既に枯葉が路上にも散っていて、木々も水は少なくカラカラと、強い風もあって周囲が実に騒々しい夜だった。撮影のためにライトを落とすと、真暗な世界であちこちから音がする。いつもは気にしないのだけれど、何かどうも気になる夜だった。鹿は季節なのか旺盛であちこちで出会ったのだけれど、撮影の合間には一々周囲を照らして確認しつつ過ごしていた。

この場所のすぐ向こうは崖下に道路が走っていて、その奥やや遠くに湖がある。この写真を撮った直後にその崖下の道路側をライトで照らした時だった。二つの眼らしきが見えたのは。それが何かを確認する余裕はまるで無かったのは、地響きのような唸り声を聞いてしまったからだった。

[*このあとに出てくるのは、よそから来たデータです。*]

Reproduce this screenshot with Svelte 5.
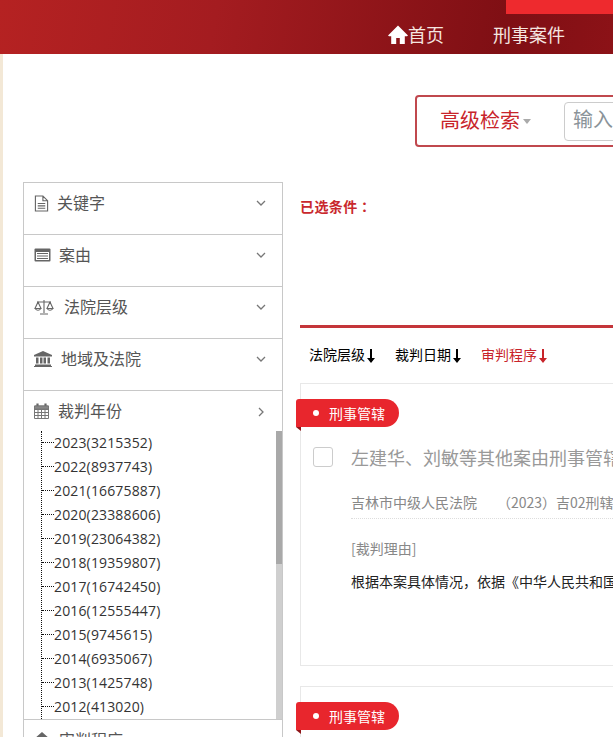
<script>
  const filters = [
    { label: '关键字', icon: 'file' },
    { label: '案由', icon: 'list' },
    { label: '法院层级', icon: 'scale' },
    { label: '地域及法院', icon: 'bank' }
  ];
  const years = [
    '2023(3215352)', '2022(8937743)', '2021(16675887)', '2020(23388606)',
    '2019(23064382)', '2018(19359807)', '2017(16742450)', '2016(12555447)',
    '2015(9745615)', '2014(6935067)', '2013(1425748)', '2012(413020)'
  ];
  const sorts = [
    { label: '法院层级', active: false },
    { label: '裁判日期', active: false },
    { label: '审判程序', active: true }
  ];
</script>

<div class="page">
  <header class="topbar">
    <div class="flag"></div>
    <nav class="nav">
      <a class="nav-home">
        <svg viewBox="0 0 20 19" width="20" height="19"><path d="M10 .5 0 10.500l1 .8h2.200V19h5v-6h3.600v6h5v-7.700H19l1-.8z" fill="#fff"/></svg>
        首页
      </a>
      <a>刑事案件</a>
    </nav>
  </header>

  <div class="search-row">
    <div class="search">
      <span class="search-type">高级检索<i class="caret"></i></span>
      <div class="search-input">输入案由、关键词、法院、当事人、律师</div>
    </div>
  </div>

  <div class="main">
    <aside class="side">
      {#each filters as f}
        <div class="filter">
          <span class="filter-icon {f.icon}">
            {#if f.icon === 'file'}
              <svg viewBox="0 0 16 18" width="15" height="17" fill="none" stroke="#666" stroke-width="1.2"><path d="M1.500 1h8l5 5v11h-13zM9.500 1v5h5M4 9h8M4 11.500h8M4 14h8"/></svg>
            {:else if f.icon === 'list'}
              <svg viewBox="0 0 17 14" width="17" height="14"><path d="M.5 1.500q0-1 1-1h14q1 0 1 1v11q0 1-1 1h-14q-1 0-1-1z" fill="#666"/><path d="M2 4h13v8H2z" fill="#fff"/><path d="M3 5.500h11M3 8h11M3 10.500h11" stroke="#666" stroke-width="1"/></svg>
            {:else if f.icon === 'scale'}
              <svg viewBox="0 0 20 16" width="20" height="16" fill="none" stroke="#666" stroke-width="1.100"><path d="M10 1v13M6 15h8M3 3h14M4 3 1 9.500h6zM16 3l-3 6.500h6zM1 9.500q3 3.500 6 0M13 9.500q3 3.500 6 0"/></svg>
            {:else}
              <svg viewBox="0 0 18 16" width="18" height="16" fill="#666"><path d="M9 0 18 4v1.500H0V4zM2 6.500h2.500v6H2zM6 6.500h2.500v6H6zM9.500 6.500H12v6H9.500zM13.500 6.500H16v6h-2.500zM1 13.500h16V15H1zM0 15h18v1H0z"/></svg>
            {/if}
          </span>
          <span class="filter-label">{f.label}</span>
          <svg class="chev" viewBox="0 0 10 6" width="10" height="6" fill="none" stroke="#777" stroke-width="1.300"><path d="M1 1l4 4 4-4"/></svg>
        </div>
      {/each}

      <div class="filter open">
        <div class="open-head">
          <span class="filter-icon cal">
            <svg viewBox="0 0 15 16" width="15" height="16" fill="none" stroke="#777" stroke-width="1"><path d="M.5 3h14v12.500H.5zM.5 6.500h14M.5 9.500h14M.5 12.500h14M4 6.500v9M7.500 6.500v9M11 6.500v9"/><path d="M3.500 .5v3.500M11.500 .5v3.500" stroke="#666" stroke-width="2.200"/><path d="M.5 3h14v3H.5z" fill="#888"/></svg>
          </span>
          <span class="filter-label">裁判年份</span>
          <svg class="chev" viewBox="0 0 6 10" width="6" height="10" fill="none" stroke="#777" stroke-width="1.300"><path d="M1 1l4 4-4 4"/></svg>
        </div>
        <div class="tree">
          <ul>
            {#each years as y}
              <li>{y}</li>
            {/each}
          </ul>
          <div class="scrollbar"><div class="thumb"></div></div>
        </div>
      </div>

      <div class="filter">
        <span class="filter-icon court">
          <svg viewBox="0 0 16 16" width="16" height="16" fill="#666"><path d="M8 0 16 7H0zM3 8h10v8H3z"/></svg>
        </span>
        <span class="filter-label">审判程序</span>
      </div>
    </aside>

    <section class="content">
      <div class="picked">已选条件<span class="colon">：</span></div>
      <div class="sorts">
        {#each sorts as s}
          <span class="sort" class:active={s.active}>{s.label}<svg viewBox="0 0 8 14" width="8" height="14"><path d="M3 0h2v9h3l-4 5-4-5h3z" fill="currentColor"/></svg></span>
        {/each}
      </div>

      <article class="card">
        <div class="tag"><i class="dot"></i>刑事管辖</div>
        <div class="title-row">
          <span class="check"></span>
          <span class="title">左建华、刘敏等其他案由刑事管辖申请书</span>
        </div>
        <div class="meta"><span>吉林市中级人民法院</span><span class="case-no">（2023）吉02刑辖66号</span></div>
        <div class="reason">[裁判理由]</div>
        <p class="body">根据本案具体情况，依据《中华人民共和国刑事诉讼法》的规定</p>
      </article>

      <article class="card">
        <div class="tag"><i class="dot"></i>刑事管辖</div>
      </article>
    </section>
  </div>
</div>

<style>
  :global(body) {
    margin: 0;
    background: #fff;
    overflow: hidden;
  }
  .page {
    width: 613px;
    height: 737px;
    overflow: hidden;
    font-family: "Noto Sans CJK SC", "Liberation Sans", sans-serif;
    background: linear-gradient(90deg, #f3e8d6 0, #f3e8d6 3px, #fff 3px);
  }
  .topbar {
    position: relative;
    height: 54px;
    background: linear-gradient(100deg, #b52222 0%, #a41c20 35%, #7f0f14 82%, #8c1217 100%);
    display: flex;
    justify-content: flex-start;
    padding-left: 388px;
  }
  .flag {
    position: absolute;
    top: 0;
    left: 506px;
    right: 0;
    height: 14px;
    background: #ee2a2e;
  }
  .nav {
    display: flex;
    align-items: center;
    gap: 49px;
    padding-top: 14px;
    height: 40px;
    color: #f5e6e0;
    font-size: 18px;
    white-space: nowrap;
  }
  .nav-home {
    display: flex;
    align-items: center;
  }
  .search-row {
    height: 128px;
    padding: 41px 0 0 415px;
    box-sizing: border-box;
    width: 1000px;
  }
  .search {
    display: flex;
    align-items: center;
    width: 560px;
    height: 52px;
    box-sizing: border-box;
    border: 2px solid #c0484e;
    border-radius: 4px;
    padding-left: 23px;
  }
  .search-type {
    width: 124px;
    flex: none;
    color: #c8242a;
    font-size: 20px;
    line-height: 26px;
    padding-bottom: 2px;
    display: flex;
    align-items: center;
  }
  .caret {
    margin: 2px 0 0 3px;
    border: 4.500px solid transparent;
    border-top: 5px solid #aaa;
    border-bottom: 0;
  }
  .search-input {
    flex: none;
    width: 400px;
    height: 39px;
    box-sizing: border-box;
    border: 1px solid #ccc;
    border-radius: 4px;
    padding-left: 8px;
    font-size: 20px;
    line-height: 31px;
    color: #8a9399;
    white-space: nowrap;
    overflow: hidden;
  }
  .main {
    display: flex;
    align-items: flex-start;
    padding-left: 23px;
    width: 1100px;
  }
  .side {
    flex: none;
    width: 260px;
    box-sizing: border-box;
    border: 1px solid #c8c8c8;
    border-bottom: 0;
    color: #555;
    font-size: 16px;
  }
  .filter {
    display: flex;
    align-items: flex-start;
    height: 52px;
    box-sizing: border-box;
    border-bottom: 1px solid #c8c8c8;
    padding: 8px 0 0 10px;
    position: relative;
  }
  .filter-icon {
    display: flex;
    align-items: center;
    justify-content: flex-start;
    height: 24px;
    margin-right: 8px;
  }
  .filter-icon.scale { margin-right: 10px; }
  .filter-icon.bank { margin-right: 9px; }
  .filter-icon.file { margin-right: 8px; }
  .filter-icon.cal { margin-right: 9px; }
  .filter-icon.court { margin-right: 9px; }
  .filter-label {
    line-height: 22px;
  }
  .chev {
    position: absolute;
    right: 16px;
    top: 17px;
  }
  .open {
    display: block;
    height: 329px;
    padding: 0;
  }
  .open-head {
    display: flex;
    align-items: flex-start;
    padding: 8px 0 0 10px;
    height: 40px;
    box-sizing: border-box;
    position: relative;
  }
  .open-head .chev { top: 16px; right: 18px; }
  .tree {
    position: relative;
    height: 288px;
    overflow: hidden;
  }
  .tree ul {
    list-style: none;
    margin: 0 0 0 17px;
    padding: 0;
    border-left: 1px dotted #111;
  }
  .tree li {
    height: 24px;
    line-height: 24px;
    padding-left: 12px;
    font-family: "Open Sans", "Noto Sans CJK SC", sans-serif;
    letter-spacing: .15px;
    font-size: 14px;
    color: #333;
    position: relative;
  }
  .tree li::before {
    content: "";
    position: absolute;
    left: 0;
    top: 11px;
    width: 12px;
    border-top: 1px dotted #111;
  }
  .scrollbar {
    position: absolute;
    top: 0;
    right: 0;
    bottom: 0;
    width: 6px;
    background: #cfcfcf;
  }
  .thumb {
    height: 133px;
    background: #a9a9a9;
  }
  .content {
    flex: none;
    width: 800px;
    margin-left: 17px;
  }
  .picked {
    margin-top: 14px;
    color: #c9282d;
    font-size: 14px;
    letter-spacing: .4px;
    font-weight: 700;
    line-height: 20px;
    height: 129px;
    border-bottom: 3px solid #c4353a;
    box-sizing: content-box;
  }
  .colon {
    font-family: "Noto Sans CJK TC", sans-serif;
  }
  .sorts {
    display: flex;
    gap: 20px;
    height: 55px;
    padding: 14px 0 0 9px;
    box-sizing: border-box;
    font-size: 14px;
    line-height: 22px;
    color: #000;
  }
  .sort {
    display: flex;
    align-items: center;
    height: 24px;
  }
  .sort svg { margin: 4px 0 0 2px; }
  .sort.active { color: #c8242a; }
  .card {
    position: relative;
    height: 283px;
    box-sizing: border-box;
    border: 1px solid #e8e8e8;
    margin-bottom: 20px;
    padding: 62px 0 0 12px;
  }
  .tag {
    position: absolute;
    left: -5px;
    top: 15px;
    width: 103px;
    height: 28px;
    box-sizing: border-box;
    background: #e8262d;
    border-radius: 3px 14px 14px 0;
    color: #fff;
    font-size: 14px;
    line-height: 26px;
    padding-left: 17px;
    display: flex;
    align-items: center;
  }
  .tag::after {
    content: "";
    position: absolute;
    left: 0;
    bottom: -4px;
    border-top: 4px solid #8f1418;
    border-left: 5px solid transparent;
  }
  .dot {
    width: 6px;
    height: 6px;
    border-radius: 50%;
    background: #fff;
    margin-right: 10px;
  }
  .title-row {
    display: flex;
    align-items: center;
    height: 22px;
    white-space: nowrap;
  }
  .check {
    flex: none;
    width: 20px;
    height: 20px;
    box-sizing: border-box;
    border: 1px solid #ccc;
    border-radius: 3px;
    margin-right: 18px;
  }
  .title {
    font-size: 18px;
    color: #999;
  }
  .meta {
    margin: 22px 0 0 38px;
    height: 28px;
    border-bottom: 1px dotted #ddd;
    font-size: 14px;
    line-height: 24px;
    color: #888;
    display: flex;
    white-space: nowrap;
  }
  .case-no {
    margin-left: 20px;
  }
  .reason {
    margin: 18px 0 0 38px;
    font-size: 14px;
    line-height: 22px;
    color: #888;
  }
  .body {
    margin: 11px 0 0 38px;
    font-size: 14px;
    line-height: 22px;
    color: #222;
    white-space: nowrap;
  }
</style>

鹿の甲高い声?キツネの様な軽い小動物の?・・・十分な肺活量の持ち主で地面が震えるような重量級の低音の、周囲を震えさせる音量で発せられる唸り声・・・高価なカメラを立てた三脚の上に取り付けたまま車まで走ったー

自分の勘違いなのかもしれないけれど、ネットで目撃情報を調べると千歳管内は地図付きで案内されていて、支笏湖はメッカに違いない。そりゃ、居るよね。車を降りる時に数度クラクションを鳴らしてはいたんだよ、念のためにと。お邪魔しているのは私の方なので唸られれば退散するけれど、しかしコレは結構なトラウマだ。あれが唸り声なら明らかに向けられていたのは私であって、しばらくあそこへは行けないな。